May those who make these things become like them, and all who have put their trust in them.

House of Israel, you will bless the Lord; house of Aaron, you will bless the Lord; house of Levi, you will bless the Lord.

Those who fear the Lord, you will bless the Lord.

Blessed is the Lord from Sion, he who dwells in Jerusalem.


Eros and Spiritual Love and Sentimentality

Eros is the relationship of love between man and woman.

Spiritual love is the blooming of the Holy Spirit in the person.

Sentimentality is a superficial play on the emotions of the self and other.
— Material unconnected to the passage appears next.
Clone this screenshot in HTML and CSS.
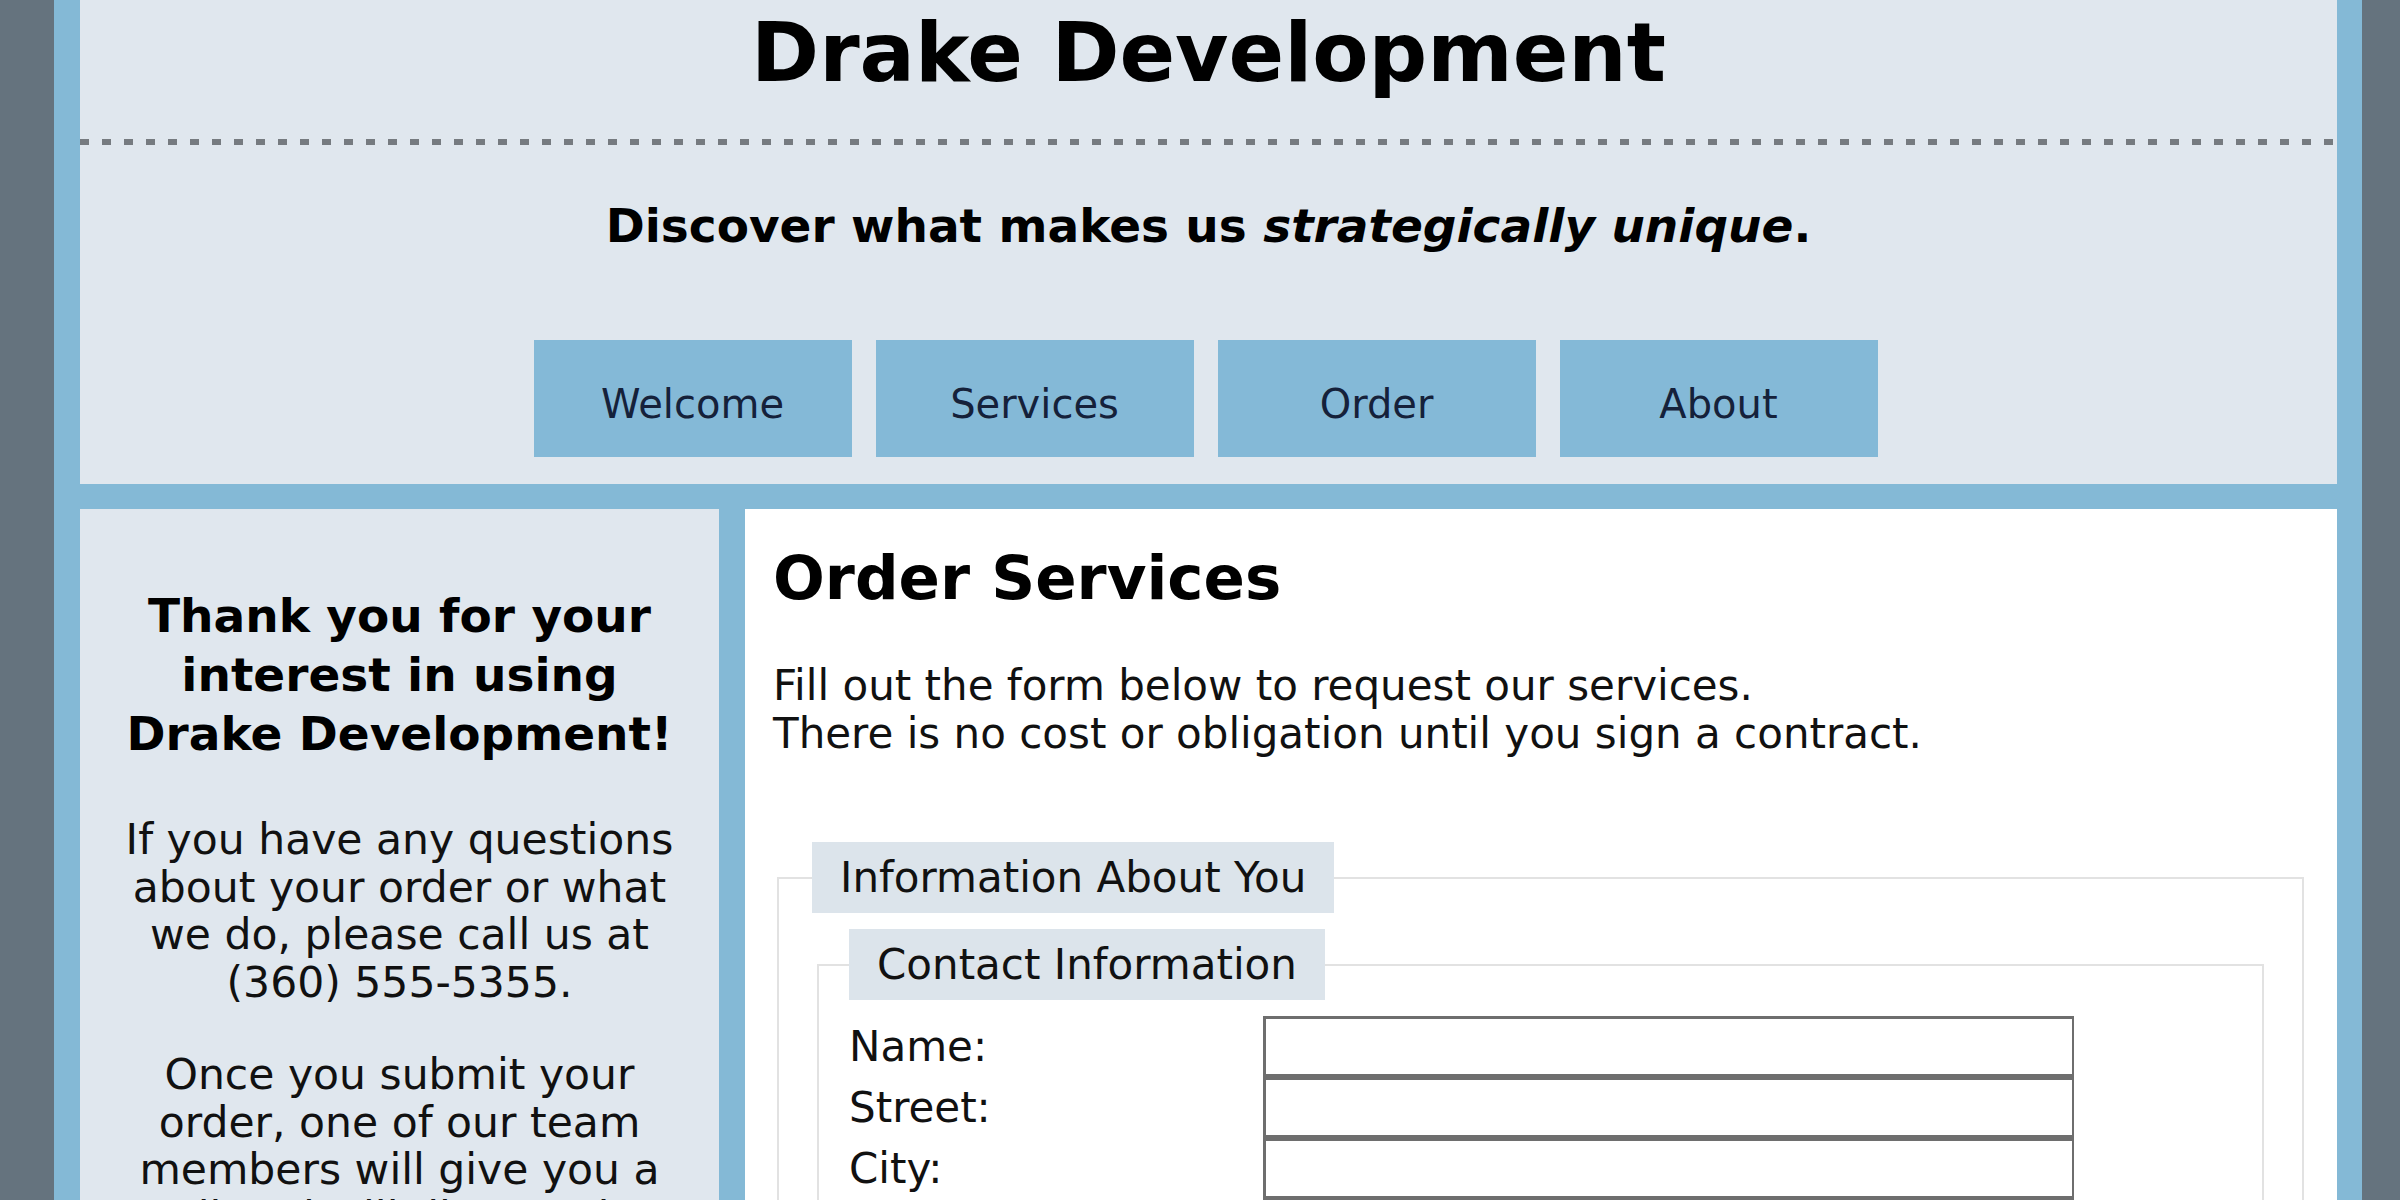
FILE: index.html
```html
<!DOCTYPE html>
<html lang="en">
<head>
<meta charset="utf-8">
<title>Drake Development - Order Services</title>
<link rel="stylesheet" href="styles.css">
</head>
<body>
<div class="page">
  <header class="masthead">
    <h1 class="site-title">Drake Development</h1>
    <div class="rule"></div>
    <p class="tagline">Discover what makes us <em>strategically unique</em>.</p>
    <nav class="nav">
      <a class="nav-link" href="#">Welcome</a>
      <a class="nav-link" href="#">Services</a>
      <a class="nav-link" href="#">Order</a>
      <a class="nav-link" href="#">About</a>
    </nav>
  </header>
  <div class="columns">
    <aside class="sidebar">
      <h3 class="side-title">Thank you for your interest in using Drake Development!</h3>
      <p class="side-text">If you have any questions about your order or what we do, please call us at (360)&nbsp;555-5355.</p>
      <p class="side-text">Once you submit your order, one of our team members will give you a call and will discuss the details of your order.</p>
    </aside>
    <main class="content">
      <h2 class="content-title">Order Services</h2>
      <p class="intro">Fill out the form below to request our services.<br>There is no cost or obligation until you sign a contract.</p>
      <form class="order-form">
        <fieldset class="group">
          <legend class="group-legend">Information About You</legend>
          <fieldset class="subgroup">
            <legend class="sub-legend">Contact Information</legend>
            <div class="fields">
              <label class="field-label" for="name">Name:</label>
              <input class="field-input" id="name" type="text">
              <label class="field-label" for="street">Street:</label>
              <input class="field-input" id="street" type="text">
              <label class="field-label" for="city">City:</label>
              <input class="field-input" id="city" type="text">
              <label class="field-label" for="state">State:</label>
              <input class="field-input" id="state" type="text">
            </div>
          </fieldset>
        </fieldset>
      </form>
    </main>
  </div>
</div>
</body>
</html>
```
FILE: styles.css
```css
html, body {
  margin: 0;
  padding: 0;
}

body {
  background: #65737e;
  font-family: "DejaVu Sans", Verdana, sans-serif;
  color: #111;
}

.page {
  margin-left: 54px;
  width: 2308px;
  box-sizing: border-box;
  background: #84b9d6;
  padding: 0 25px 25px 26px;
}

.masthead {
  background: #e0e7ee;
  text-align: center;
  padding: 5px 0 27px;
}

.site-title {
  margin: 0;
  font-size: 82px;
  font-weight: bold;
  line-height: 95px;
  color: #000;
}

.rule {
  margin-top: 39px;
  height: 6px;
  background-image: repeating-linear-gradient(90deg, #767b80 0 9px, transparent 9px 22px);
}

.tagline {
  margin: 54px 0 0;
  font-size: 47px;
  font-weight: bold;
  line-height: 54px;
  color: #000;
}

.nav {
  margin-top: 87px;
  display: flex;
  justify-content: center;
  gap: 24px;
  padding-right: 6px;
}

.nav-link {
  width: 318px;
  height: 117px;
  box-sizing: border-box;
  padding-top: 10px;
  display: flex;
  align-items: center;
  justify-content: center;
  background: #84b9d7;
  color: #15213a;
  text-decoration: none;
  font-size: 40px;
}

.columns {
  margin-top: 25px;
  display: flex;
  gap: 26px;
  align-items: flex-start;
}

.sidebar {
  width: 639px;
  flex: none;
  box-sizing: border-box;
  background: #e0e7ee;
  padding: 77px 30px 40px;
  text-align: center;
  min-height: 700px;
}

.side-title {
  margin: 0 0 53px;
  font-size: 47px;
  line-height: 59px;
  font-weight: bold;
  color: #000;
}

.side-text {
  margin: 0 0 45px;
  font-size: 42.5px;
  line-height: 47.5px;
}

.content {
  flex: 1;
  background: #fff;
  padding: 33px 33px 40px 28px;
  min-height: 700px;
}

.content-title {
  margin: 0;
  font-size: 61px;
  line-height: 71px;
  font-weight: bold;
  color: #000;
}

.intro {
  margin: 49px 0 0;
  font-size: 42px;
  line-height: 47.5px;
}

.order-form {
  margin-top: 85px;
}

.group {
  margin: 0 0 0 4px;
  border: 2px solid #e2e2e2;
  padding: 16px 38px 30px 33px;
}

.group-legend,
.sub-legend {
  background: #dce4eb;
  font-size: 42px;
  line-height: 47px;
  padding: 12px 28px;
}

.subgroup {
  margin: 0 0 0 5px;
  border: 2px solid #e2e2e2;
  padding: 16px 28px 30px 30px;
}

.fields {
  display: grid;
  grid-template-columns: 414px 811px;
  align-items: center;
}

.field-label {
  font-size: 42px;
  line-height: 47px;
}

.field-input {
  box-sizing: border-box;
  width: 811px;
  height: 61px;
  margin: 0;
  background: #fff;
  border-style: solid;
  border-color: #6e6e6e;
  border-width: 3px 2px 3px 3px;
  font-size: 36px;
}
```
The relationship of spiritual love between the monk and God consummated in mystical prayer is supported by the Eros that the monk feels for God.

The monk avoids all sentimental behaviour.

Friday, 23 September 2005

The Beginning

To be a monk is to live a life of prayer. Our ascesis is subordinated to the life of prayer. Orthodox monks pray the Jesus Prayer. We will say something about the Jesus Prayer.

The most important thing in the life of the Christian is spiritual love. This is not sentimentality but the Holy Spirit. Many people talk about the Holy Spirit, but how many people have it? ‘The wind (pneuma) blows wherever it will; and you hear the sound of it, but you do not know whence it comes and whither it goes. So it is, everyone who is born of the Spirit (pneuma).’ (John 3, 8.)


Part of the nature of God--God is love--is the freedom associated with love: there is no spiritual love without freedom. Where you see compulsion, there is no true love; when you encounter spiritual love in a person, you find freedom in that person.


It is the same with God.


This spiritual love is different from Eros.


Christian prayer is a relationship between two persons: the monk and God. Eros can enter into this relationship. But the relationship of prayer between the monk and God is ideally a relationship of spiritual love supported by Eros.